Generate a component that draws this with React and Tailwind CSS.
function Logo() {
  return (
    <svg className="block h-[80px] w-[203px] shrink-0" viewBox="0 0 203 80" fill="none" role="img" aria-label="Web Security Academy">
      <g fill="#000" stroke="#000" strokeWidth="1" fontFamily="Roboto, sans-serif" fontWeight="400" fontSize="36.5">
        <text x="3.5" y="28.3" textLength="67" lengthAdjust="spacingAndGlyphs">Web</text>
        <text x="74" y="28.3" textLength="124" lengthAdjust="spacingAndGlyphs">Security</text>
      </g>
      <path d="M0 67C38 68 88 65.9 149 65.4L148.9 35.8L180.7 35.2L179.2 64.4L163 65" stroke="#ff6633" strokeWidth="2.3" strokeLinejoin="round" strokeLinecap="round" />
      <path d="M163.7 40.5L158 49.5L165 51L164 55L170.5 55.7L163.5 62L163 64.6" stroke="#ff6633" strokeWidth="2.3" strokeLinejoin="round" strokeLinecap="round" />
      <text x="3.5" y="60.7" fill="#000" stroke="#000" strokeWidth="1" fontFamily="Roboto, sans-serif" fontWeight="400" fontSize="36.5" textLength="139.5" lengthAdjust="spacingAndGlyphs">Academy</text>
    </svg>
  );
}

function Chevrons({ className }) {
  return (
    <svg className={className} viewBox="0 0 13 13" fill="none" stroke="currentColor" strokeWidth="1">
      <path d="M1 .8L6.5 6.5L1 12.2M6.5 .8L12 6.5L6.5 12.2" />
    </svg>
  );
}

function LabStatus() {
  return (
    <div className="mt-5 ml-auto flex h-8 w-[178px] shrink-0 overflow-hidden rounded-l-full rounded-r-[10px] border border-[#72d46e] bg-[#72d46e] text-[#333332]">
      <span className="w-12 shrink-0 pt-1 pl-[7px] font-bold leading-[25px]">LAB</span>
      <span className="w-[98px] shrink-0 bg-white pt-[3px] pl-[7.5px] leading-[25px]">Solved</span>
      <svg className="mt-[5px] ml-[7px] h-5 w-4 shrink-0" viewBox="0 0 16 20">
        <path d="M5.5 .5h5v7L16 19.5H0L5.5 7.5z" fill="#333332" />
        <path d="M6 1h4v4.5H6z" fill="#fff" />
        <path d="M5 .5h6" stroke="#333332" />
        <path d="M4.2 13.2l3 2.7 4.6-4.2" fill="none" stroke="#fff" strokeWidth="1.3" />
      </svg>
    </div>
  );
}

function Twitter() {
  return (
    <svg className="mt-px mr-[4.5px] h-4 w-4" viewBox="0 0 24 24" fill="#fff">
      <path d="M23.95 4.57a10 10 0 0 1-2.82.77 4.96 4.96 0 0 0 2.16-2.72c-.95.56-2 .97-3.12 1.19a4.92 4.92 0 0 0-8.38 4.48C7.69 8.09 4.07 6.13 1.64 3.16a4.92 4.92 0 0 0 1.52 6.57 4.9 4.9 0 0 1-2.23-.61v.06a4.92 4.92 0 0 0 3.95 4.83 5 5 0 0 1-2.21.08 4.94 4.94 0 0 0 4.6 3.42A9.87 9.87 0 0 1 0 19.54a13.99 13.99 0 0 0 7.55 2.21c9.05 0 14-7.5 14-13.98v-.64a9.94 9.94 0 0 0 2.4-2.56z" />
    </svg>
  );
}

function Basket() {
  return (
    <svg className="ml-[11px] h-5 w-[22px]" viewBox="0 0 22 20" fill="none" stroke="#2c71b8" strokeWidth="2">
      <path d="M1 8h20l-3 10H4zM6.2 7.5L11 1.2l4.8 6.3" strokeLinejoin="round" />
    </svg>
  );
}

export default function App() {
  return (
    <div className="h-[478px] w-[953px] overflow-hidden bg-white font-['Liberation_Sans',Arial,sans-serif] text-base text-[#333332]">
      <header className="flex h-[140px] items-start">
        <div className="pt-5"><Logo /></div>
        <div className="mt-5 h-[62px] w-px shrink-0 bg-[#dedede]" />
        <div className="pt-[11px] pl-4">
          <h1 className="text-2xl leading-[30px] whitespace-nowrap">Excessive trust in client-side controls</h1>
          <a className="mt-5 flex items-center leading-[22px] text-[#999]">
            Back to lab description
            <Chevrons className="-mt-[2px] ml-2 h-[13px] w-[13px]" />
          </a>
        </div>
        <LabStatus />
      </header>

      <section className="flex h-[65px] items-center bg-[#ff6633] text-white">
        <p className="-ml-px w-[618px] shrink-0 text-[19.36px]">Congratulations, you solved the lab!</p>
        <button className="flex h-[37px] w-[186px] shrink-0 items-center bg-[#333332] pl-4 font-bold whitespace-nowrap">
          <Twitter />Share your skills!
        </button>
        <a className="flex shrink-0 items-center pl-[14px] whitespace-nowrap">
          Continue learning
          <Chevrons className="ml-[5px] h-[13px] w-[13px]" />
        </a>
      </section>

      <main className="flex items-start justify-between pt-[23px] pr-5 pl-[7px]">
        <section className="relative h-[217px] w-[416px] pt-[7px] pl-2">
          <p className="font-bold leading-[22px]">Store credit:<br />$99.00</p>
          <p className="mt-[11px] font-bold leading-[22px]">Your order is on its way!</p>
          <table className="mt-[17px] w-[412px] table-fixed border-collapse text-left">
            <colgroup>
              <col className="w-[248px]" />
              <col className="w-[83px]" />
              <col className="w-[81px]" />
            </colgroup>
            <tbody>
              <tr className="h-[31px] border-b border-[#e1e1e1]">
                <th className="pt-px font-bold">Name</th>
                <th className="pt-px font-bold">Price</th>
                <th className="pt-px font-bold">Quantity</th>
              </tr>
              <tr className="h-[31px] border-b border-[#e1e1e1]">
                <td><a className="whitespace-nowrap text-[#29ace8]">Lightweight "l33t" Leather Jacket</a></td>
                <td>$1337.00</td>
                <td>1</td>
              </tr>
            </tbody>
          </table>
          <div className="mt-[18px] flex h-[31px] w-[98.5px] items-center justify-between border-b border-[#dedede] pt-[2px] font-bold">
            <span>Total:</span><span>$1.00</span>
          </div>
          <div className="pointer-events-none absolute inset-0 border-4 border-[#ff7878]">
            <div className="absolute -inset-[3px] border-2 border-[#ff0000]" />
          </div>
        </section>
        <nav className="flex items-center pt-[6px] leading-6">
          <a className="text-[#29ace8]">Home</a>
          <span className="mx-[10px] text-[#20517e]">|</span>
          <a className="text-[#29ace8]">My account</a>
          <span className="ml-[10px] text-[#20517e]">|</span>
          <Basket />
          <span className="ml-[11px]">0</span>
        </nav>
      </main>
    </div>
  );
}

---

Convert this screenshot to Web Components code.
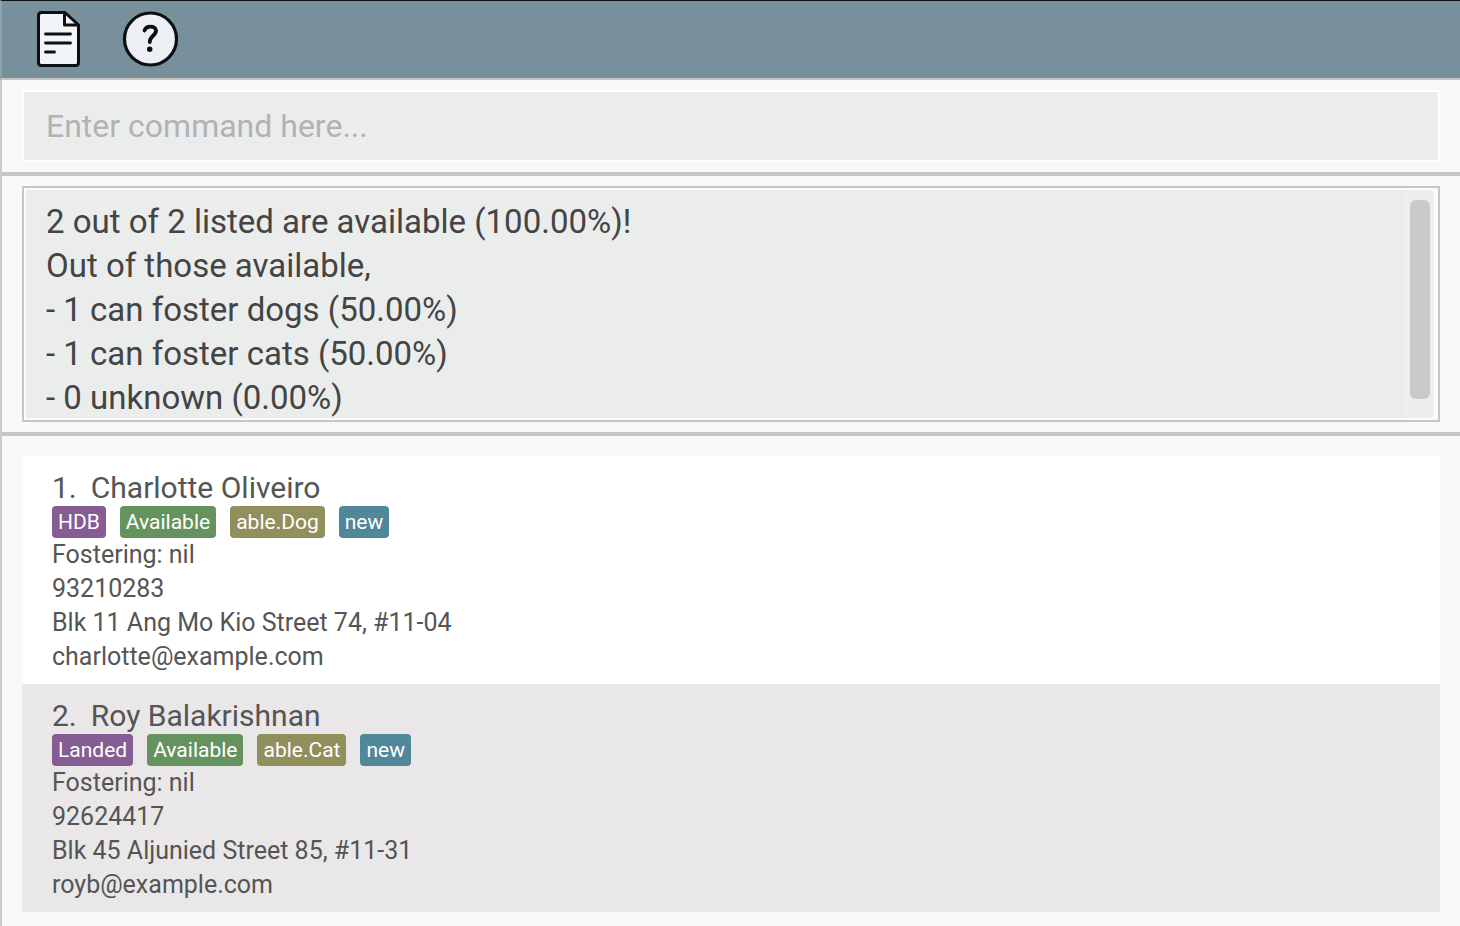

### Work to be completed
On how many lines does the word "this" appear? Answer with only the number.

### Output below
2